Vor über einem Monat legte ich los, um mit meiner „Viererbande“ über vier Bücher zu schreiben, deren Lektüre ich gerade beendet hatte, und jetzt erst komme ich zum vierten und dicksten Buch: „Essays Two“ von Lydia Davis kommt immerhin auf 568 Seiten, prallvoll gefüllt mit klugen und anregenden Gedanken. Was natürlich auch heißt: Selbst oder gerade erst recht nach der langen „Wartezeit“ kann ich leider mit meinen Gedanken dazu die Fülle von dessen Inhalt allemal an der Oberfläche streifen …
Um zwei große Themenkomplexe kreisen die Texte darin, nämlich ums Übersetzen und ums Lernen von Fremdsprachen. Das klingt auf den ersten Blick vielleicht recht technisch und trocken, ist es aber ganz und gar nicht. Schließlich ist Lydia Davis nicht nur eine Expertin, sie liebt ihre Arbeit als Übersetzerin nicht weniger als die als Autorin und sie liebt Sprache(n) wie das Lernen.
So spielt es auch keine Rolle, ob man ein Fan von Marcel Proust und seinem „Auf der Suche nach der verlorenen Zeit“ ist oder wie viel man etwa mit „Madame Bovary“ von Flaubert anfangen kann. Vermutlich ist es sogar unwichtig, ob man selbst je versucht hat, auch nur einen kleinen Alltagstext zu übersetzen – Lydia Davis‘ Überlegungen zum Übersetzen an sich, bei dem ja mit der Sprache auch kulturelle Kontexte und Zeithorizonte mit übertragen werden (müssen), dürften für alle, die gern lesen und/oder schreiben, potenziell interessant sein.

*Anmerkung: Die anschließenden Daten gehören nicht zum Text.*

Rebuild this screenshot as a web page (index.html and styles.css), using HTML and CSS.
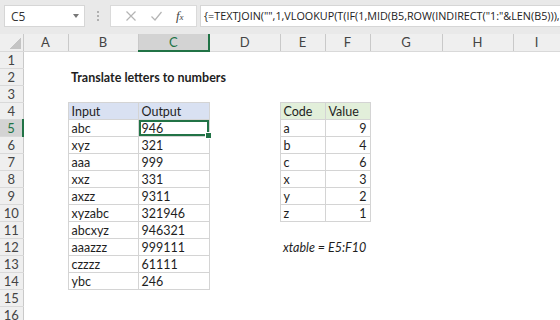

Ich war erst einmal verblüfft, in diesem Buch einen kleinen Schwerpunkt „Translating from English into English“ zu finden. Dabei beschäftigt sie sich u.a. mit klassischen Kinderbüchern und der Frage, ob und wenn ja wie man deren Sprache und Ausdrucksweise modernisieren könnte oder sollte, damit sie auch heute noch gelesen und verstanden werden können. Und sie zeichnet in „From Memoir to Long Poem“ den Prozess nach, in dem sie aus den Memoiren ihres Vorfahren Sidney Brooks aus dem 19. Jahrhundert ein langes, erzählendes Gedicht macht. Dabei stellt sie fest:
Whereas Sidney Brooks was consistently and beautifully precise about the thing, he was not reticent about his feelings, a quality that I admired in him and retained in the verse. He had a vocabulary full of specifics, but he also employed such general words as lovely, beautiful, and sweet.
Lydia Davis, From Memoir to Long Poem, in: Essays Two, p. 205
Und ich stelle wieder einmal fest, bevor man lesen oder auch übersetzen kann, muss man genau hinhören, genau lesen, eben sehr bewusst auf die Sprache und ihre Nuancen achten.
Wie schnell das wohl möglich ist, wenn man sich darauf einlässt, Fremdsprachen so zu lernen wie Lydia Davis es mit dem Niederländischen und ganz besonders dem Norwegischen gemacht hat? In „Reading Dag Solstad“ zeichnet sie nach, wie sie diese Sprache allein dadurch lernt, dass sie ohne jede Vorkenntnis, ohne Wörterbuch oder gar Grammatik, indem sie seinen Telemark Roman einfach liest – Wort für Wort, beinahe wie ein gigantisches Kreuzworträtsel und sich die Sprache so Schritt für Schritt erschließt. Anfangs klingt das Vorhaben schier verrückt – sie will das 426-Seiten-Buch unbedingt lesen, ist sich aber sicher, dass es nie übersetzt wird -, selbst wenn man bedenkt, dass es sich hier um eine sehr sprachbewusste und -begabte Frau handelt, die neben Englisch und Französisch nicht nur etwas Spanisch spricht, sondern in der Schweiz eingeschult wurde und sich selbst Niederländisch beibrachte. Dann erzeugt ihr Bericht über dieses Leseabenteuer einen solchen Sog, dass man sich am Ende fragt, ist das nicht vielleicht die bessere Art, eine Sprache zu lernen – indem man etwas liest, was man wirklich lesen will, anstatt Kurse zu besuchen und anhand von Beispielsätzen, die man im Leben nicht gebrauchen würde?
Mich hat sie inspiriert, mir ein niederländisches Buch von Hella S. Haasse zu wünschen. Ich bin gespannt, ob meine eigene Sprachabenteuerlesereise mich genauso in den Bann schlagen wird wie Davis‘ Bericht über die ihre.